◆ WHAT YOU SHOULD DO
Exactly as written, write out the lines below from the first to the one containing "MdLock, MdPerson, MdVisibility", inclusive. Pictures do not belong in the copy.

◆ SUPPLIED DATA
-- BEGIN --

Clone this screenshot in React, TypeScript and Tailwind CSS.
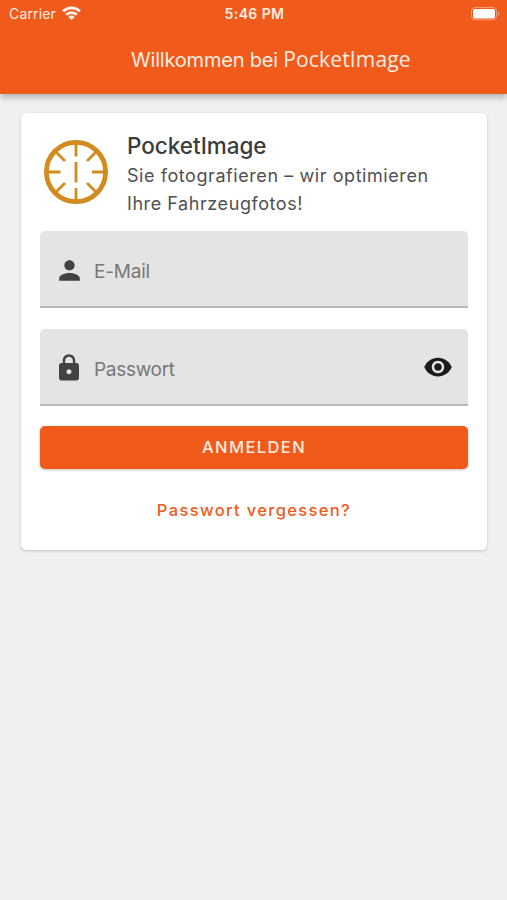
import { useState } from "react";
import { MdLock, MdPerson, MdVisibility } from "react-icons/md";

function StatusBar() {
    return (
        <div className="grid h-[27px] grid-cols-3 items-center pl-[9px] pr-[7px] text-[14px] text-[#ffede2]">
            <div className="flex items-center gap-[6px]">
                <span className="tracking-[0.15px]">Carrier</span>
                <svg viewBox="0 0 19 14" className="mb-[2px] h-[14px] w-[19px]" fill="none" stroke="#fff5ee" strokeWidth="2.9">
                    <path d="M1.1 5.3a11.9 11.9 0 0 1 16.8 0" />
                    <path d="M4.2 8.8a7.5 7.5 0 0 1 10.6 0" />
                    <path d="M9.5 14 6.3 10.9a4.6 4.6 0 0 1 6.4 0z" fill="#fff5ee" stroke="none" />
                </svg>
            </div>
            <div className="text-center font-semibold tracking-[0.4px]">5:46 PM</div>
            <div className="flex justify-end">
                <svg viewBox="0 0 29 14" className="h-[14px] w-[29px]">
                    <rect x="0.5" y="0.5" width="25" height="12.4" rx="3.5" fill="none" stroke="#fff" strokeOpacity="0.4" />
                    <rect x="2" y="2" width="22" height="9.4" rx="2" fill="#fff" />
                    <path d="M27 4.6v4.2c1.6-.6 1.6-3.6 0-4.2z" fill="#fff" fillOpacity="0.45" />
                </svg>
            </div>
        </div>
    );
}

function Logo() {
    return (
        <svg viewBox="0 0 64 64" className="h-[64px] w-[64px] shrink-0" fill="none" stroke="#d38b1e">
            <circle cx="32" cy="32" r="29.6" strokeWidth="4.8" />
            <g strokeWidth="2.8">
                <path d="M32 4v12.5M32 48v12M4 32h12.5M48 32h12" />
                <path d="M12 12l9 9M52 12l-9 9M12 52l9-9M52 52l-9-9" />
                <path d="M32 22v20.5" />
            </g>
        </svg>
    );
}

export default function LoginScreen() {
    const [email, setEmail] = useState("");
    const [password, setPassword] = useState("");
    const [showPassword, setShowPassword] = useState(false);

    return (
        <div className="flex min-h-screen flex-col bg-[#f0f0f0] font-['Inter',sans-serif]">
            {/* Header */}
            <header className="h-[94px] bg-[#f05a1a] shadow-[0_3px_7px_rgba(0,0,0,0.28)]">
                <StatusBar />
                <h1 className="flex h-[66px] items-center whitespace-pre pl-[131px] text-[20px] text-[#ffede2]">
                    <span className="tracking-[-0.2px]">Willkommen bei </span>
                    <span className="font-['Open_Sans',sans-serif] text-[21px] tracking-[0.15px]">PocketImage</span>
                </h1>
            </header>

            {/* Login card */}
            <main className="mr-[20px] ml-[20.5px] mt-[19px] h-[437px] rounded-[5px] bg-white pr-[19px] pl-[19.5px] shadow-[0_1px_3px_rgba(0,0,0,0.2)]">
                <div className="flex h-[118px] pl-[4px] pt-[18px]">
                    <div className="pt-[9px]">
                        <Logo />
                    </div>
                    <div className="pl-[19px]">
                        <h2 className="h-[31px] text-[22.5px] leading-[29px] font-medium tracking-[-0.03px] text-[#3c3c3c]">PocketImage</h2>
                        <p className="w-[330px] text-[18px] leading-[28px] tracking-[0.57px] text-[#505050]">
                            Sie fotografieren – wir optimieren<br />
                            Ihre Fahrzeugfotos!
                        </p>
                    </div>
                </div>

                <form onSubmit={(e) => e.preventDefault()}>
                    <label className="flex h-[77px] items-center rounded-t-[5px] border-b-2 border-[#b8b8b8] bg-[#e4e4e4] pl-[14px]">
                        <MdPerson className="mt-[3px] h-[31px] w-[31px] text-[#424242]" />
                        <input
                            type="email"
                            placeholder="E-Mail"
                            value={email}
                            onChange={(e) => setEmail(e.target.value)}
                            className="ml-[9px] mt-[8px] w-[300px] text-[19px] tracking-[-0.2px] outline-none placeholder:text-[#777777]"
                        />
                    </label>

                    <label className="mt-[21px] flex h-[77px] items-center rounded-t-[5px] border-b-2 border-[#b8b8b8] bg-[#e4e4e4] pl-[14px] pr-[15px]">
                        <MdLock className="mt-[2px] h-[30px] w-[30px] text-[#424242]" />
                        <input
                            type={showPassword ? "text" : "password"}
                            placeholder="Passwort"
                            value={password}
                            onChange={(e) => setPassword(e.target.value)}
                            className="ml-[10px] mt-[8px] w-[300px] text-[19px] tracking-[-0.3px] outline-none placeholder:text-[#777777]"
                        />
                        <button type="button" className="ml-auto" onClick={() => setShowPassword(!showPassword)}>
                            <MdVisibility className="mt-[1px] h-[30px] w-[30px] text-[#1c1c1c]" />
                        </button>
                    </label>

                    <button
                        type="submit"
                        className="mt-[20px] h-[43px] w-full rounded-[5px] bg-[#f05a1a] text-[16.5px] font-medium tracking-[1.4px] text-[#ffede2] shadow-[0_1px_3px_rgba(0,0,0,0.25)]"
                    >
                        ANMELDEN
                    </button>
                </form>

                <div className="mt-[29px] text-center">
                    <a href="#" className="text-[16.5px] font-medium tracking-[1.35px] text-[#f05a1a]">Passwort vergessen?</a>
                </div>
            </main>
        </div>
    );
}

-- END --

◆ WORKED ANSWER
Clone this screenshot in React, TypeScript and Tailwind CSS.
import { useState } from "react";
import { MdLock, MdPerson, MdVisibility } from "react-icons/md";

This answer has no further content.